Now the following news is certainly not for the faint of heart. To think you would have read all the way down here, just so you can be witness to the following over populated words: I knew I was never quite ready to be in a functional relationship. After all, I still wasn’t kind enough, nor as sincerely humble as I would wish, or just simply wholesome enough as my own person to become codependent. Here, my sister chimes that I’m twisted. She’s 5 years older and has never ‘arrived’ as I had worded it. I get that too.

Doesn’t matter though. The glass can be viewed as half empty or half full. As a girl, I have a full closet and a variety of excessive choices in shoes, bags and general accessories in my choosing. I have a working phone and freedom to eat without overt guilt. But for the life of me, I have never proven myself to be capable of a friendly continuation between opposing sexes without the actual interference from the intermediate difference between the two: sex. In words or otherwise. Do I honestly think that’s my only redeeming feature against all other girls?

Gosh, I know that’s not true but I think the Duck can buy it enough to screw herself over.

Just tonight, feeling like a sack of potatoes after gym,  I watched my fellow Vancouverians walk their respective animal companions. That proud perching poodle and the sniffling twin Corgies. Or that famous wagging tail of a chocolate brown Labrador, openly looking up to its owner in affection and love. I thought, if only I could be as blindly loyal and unabashedly forever loving as all the pups in the world. But not be so completely docile I thought as well that deviant trait must be combined with the rude insolence of a cat. And of course, retain the flamboyant “Idaf” attitude of a paddling Duck on a calm palm. Wouldn’t I just be built for survival then in this cruel old play pen.

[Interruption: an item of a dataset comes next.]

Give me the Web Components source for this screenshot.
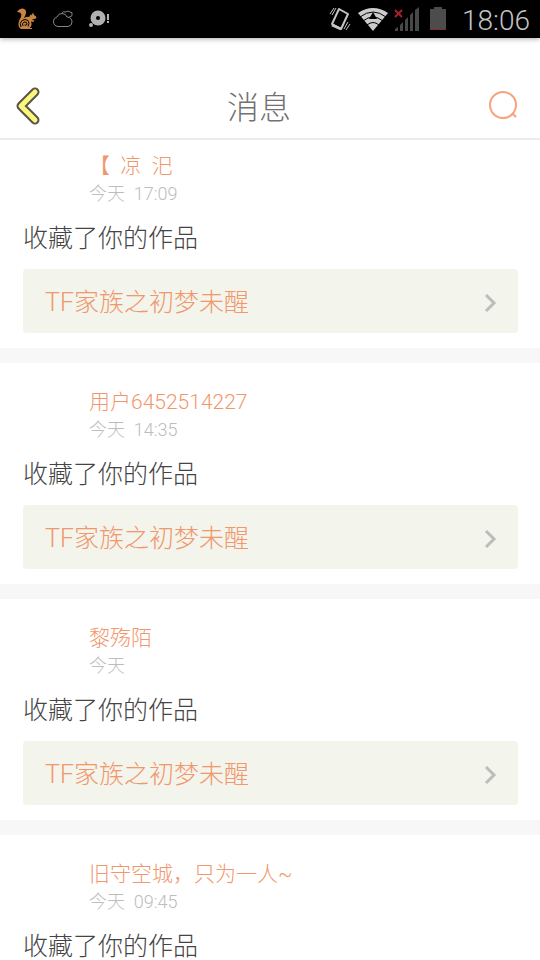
<!DOCTYPE html>
<html lang="zh-CN">
<head>
<meta charset="utf-8">
<meta name="viewport" content="width=device-width, initial-scale=1">
<title>消息</title>
<style>
body { margin: 0; background: #fff; font-family: Roboto, "Noto Sans CJK SC", sans-serif; font-weight: 300; }
</style>
</head>
<body>
<messages-app></messages-app>

<template id="status-bar">
<style>
:host { display: flex; align-items: center; justify-content: space-between; height: 38px; background: #000; padding: 0 10px 0 16px; box-shadow: 0 1px 5px #0005; }
div { display: flex; align-items: center; }
svg { display: block; }
.notes { gap: 14px; }
.system { gap: 6px; }
time { font-size: 28px; line-height: 38px; color: #c4c4c4; margin-left: 6px; padding-top: 4px; }
</style>
<div class="notes">
<svg width="22" height="22" viewBox="0 0 22 22" aria-hidden="true"><path fill="#c98440" d="M1 4Q3 0.500 6.500 0.500Q10.500 1 10 5Q9.500 8 7.500 10.500Q10 8 13 9L15 6L15.500 7.500L17 4.500L18 7Q20.500 8 20.500 9.500Q20 11 17.500 11L16 12L18.500 12.500L17.500 14L15 13.500Q16.500 18 13.500 20H16V21H5Q2 19 2.500 15Q3 12 5 9Q6 6 4.500 5Q3 4 1 4Z"/><path d="M5 19Q3 15 6 12.500Q9 10.500 12 12.500Q14 15 12 18.500M7 18Q5.500 15.500 8 14Q11 13.500 11 16Q10.500 18 8.500 17" fill="none" stroke="#000"/></svg>
<svg width="22" height="18" viewBox="0 0 22 18" fill="none" stroke="#858585" aria-hidden="true"><path d="M6 16.500Q1.500 16 1.500 11Q1.500 8 5 7Q6 3.500 10 3.500Q14 3.500 15 7Q20 7.500 20 12Q20 16 16 16.500Z"/><path d="M10 3Q11 1 14 2Q16 0 18 2Q21 2 20 5Q20 7 17 7"/></svg>
<svg width="22" height="20" viewBox="0 0 22 20" fill="#b0b0b0" aria-hidden="true"><circle cx="10" cy="9" r="7.500"/><circle cx="10" cy="9" r="2" fill="#000"/><circle cx="3" cy="16" r="2"/><path d="M19 5h2v6h-2zM19 12h2v2h-2z"/></svg>
</div>
<div class="system">
<svg width="24" height="28" viewBox="0 0 24 28" fill="none" stroke="#c4c4c4" aria-hidden="true"><path stroke-width="2" stroke-linejoin="round" d="M11 4L20 9L13 24L4 19Z"/><path stroke-width="3" d="M4 20L13 24"/><path d="M8 3L4 10M6 3L2 9M20 17L16 24M22 19L18 25"/></svg>
<svg width="30" height="24" viewBox="0 0 30 24" aria-hidden="true"><path fill="#ccc" d="M0 6Q15 -4 30 6L15 24Z"/><path fill="none" stroke="#000" d="M2 10Q15 0 28 10M5 14Q15 6 25 14M9 18Q15 13 21 18"/><path d="M15 5L19 12H11Z"/></svg>
<svg width="26" height="26" viewBox="0 0 26 26" aria-hidden="true"><path fill="#484848" d="M1 23L4 21V25H1zM6 19L9 16V25H6zM11 14L14 11V25H11zM16 9L19 6V25H16zM21 4L25 1V25H21z"/><path stroke="#a82030" stroke-width="2" d="M1 4L8 11M8 4L1 11"/></svg>
<svg width="24" height="26" viewBox="0 0 24 26" aria-hidden="true"><path fill="#4c4c4c" d="M4 3h4V1h8v2h4v21H4z"/><path fill="#8a2833" d="M4 23h16v1H4z"/></svg>
<time>18:06</time>
</div>
</template>

<template id="title-bar">
<style>
:host { display: block; border-bottom: 2px solid #ececec; }
header { display: grid; grid-template-columns: 56px 1fr 56px; align-items: center; padding-top: 34px; height: 66px; }
h1 { margin: 0; font-family: "Noto Sans CJK SC", sans-serif; font-size: 32px; line-height: 48px; font-weight: 300; color: #727272; text-align: center; padding-right: 22px; }
button { border: 0; padding: 0; background: none; height: 48px; display: flex; align-items: center; }
.back { padding-left: 14px; }
.search { justify-content: flex-end; padding-right: 20px; }
</style>
<header>
<button class="back" aria-label="返回"><svg width="28" height="42" viewBox="0 0 28 42" fill="none" stroke-linecap="round" stroke-linejoin="round"><path stroke="#57544b" stroke-width="9" d="M21 8L7 22L21 36"/><path stroke="#fbf67c" stroke-width="5" d="M21 8L7 22L21 36"/></svg></button>
<h1><slot></slot></h1>
<button class="search" aria-label="搜索"><svg width="32" height="32" viewBox="0 0 32 32" fill="none" stroke="#f6a27c" stroke-width="2"><circle cx="15" cy="16" r="13"/><path d="M24 24L28 28"/></svg></button>
</header>
</template>

<template id="work-link">
<style>
:host { display: block; }
a { display: flex; align-items: center; justify-content: space-between; height: 64px; box-sizing: border-box; padding: 3px 20px 0 22px; background: #f3f4eb; border-radius: 4px; color: #f1976c; font-size: 25px; line-height: 36px; text-decoration: none; }
</style>
<a href="#work"><slot></slot><svg width="14" height="20" viewBox="0 0 14 20" fill="none" stroke="#bdbdb8" stroke-width="3" aria-hidden="true"><path d="M2 2L10 10L2 18"/></svg></a>
</template>

<template id="message-item">
<style>
:host { display: block; background: #fff; padding: 25px 22px 15px 23px; }
.who { padding-left: 66px; line-height: 28px; white-space: pre; }
.name { display: block; color: #f1976c; font-size: 21px; text-decoration: none; }
time { display: block; color: #bdbdbd; font-size: 18px; }
p { margin: 18px 0 17px; font-size: 25px; line-height: 26px; color: #444; }
</style>
<article><div class="who"><a class="name" href="#user"><slot name="name"></slot></a><time><slot name="time"></slot></time></div>
<p><slot></slot></p>
<slot name="work"></slot></article>
</template>

<template id="messages-app">
<style>
:host { display: flex; flex-direction: column; height: 100vh; overflow: hidden; }
status-bar, title-bar { flex: none; }
main { flex: 1; min-height: 0; overflow: hidden; display: flex; flex-direction: column; gap: 15px; background: #f7f7f7; }
message-item { flex: none; }
message-item:first-child { padding-top: 12px; }
</style>
<status-bar></status-bar>
<title-bar>消息</title-bar>
<main>
<message-item><span slot="name">【  凉  汜</span><span slot="time">今天  17:09</span>收藏了你的作品<work-link slot="work">TF家族之初梦未醒</work-link></message-item>
<message-item><span slot="name">用户6452514227</span><span slot="time">今天  14:35</span>收藏了你的作品<work-link slot="work">TF家族之初梦未醒</work-link></message-item>
<message-item><span slot="name">黎殇陌</span><span slot="time">今天</span>收藏了你的作品<work-link slot="work">TF家族之初梦未醒</work-link></message-item>
<message-item><span slot="name">旧守空城，只为一人~</span><span slot="time">今天  09:45</span>收藏了你的作品</message-item>
</main>
</template>

<script>
for (const name of ["status-bar", "title-bar", "work-link", "message-item", "messages-app"]) {
  customElements.define(name, class extends HTMLElement {
    constructor() {
      super();
      this.attachShadow({ mode: "open" }).append(document.getElementById(name).content.cloneNode(true));
    }
  });
}
</script>
</body>
</html>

But like I said, I think the basic lesson in life is that we never quite catch the ripple of wave we really wanted. I don’t know, maybe cause I’ll drown. Or it’s poisonous. I mean, sister life deserves some leeway as well to be vacant from her alias, sometimes. Not all bad. I can only “Eat. Pray. & Love.” So you say Julia Roberts. Whenever I come across Mr. Edwards and become a ‘pretty woman’, I’ll let you know.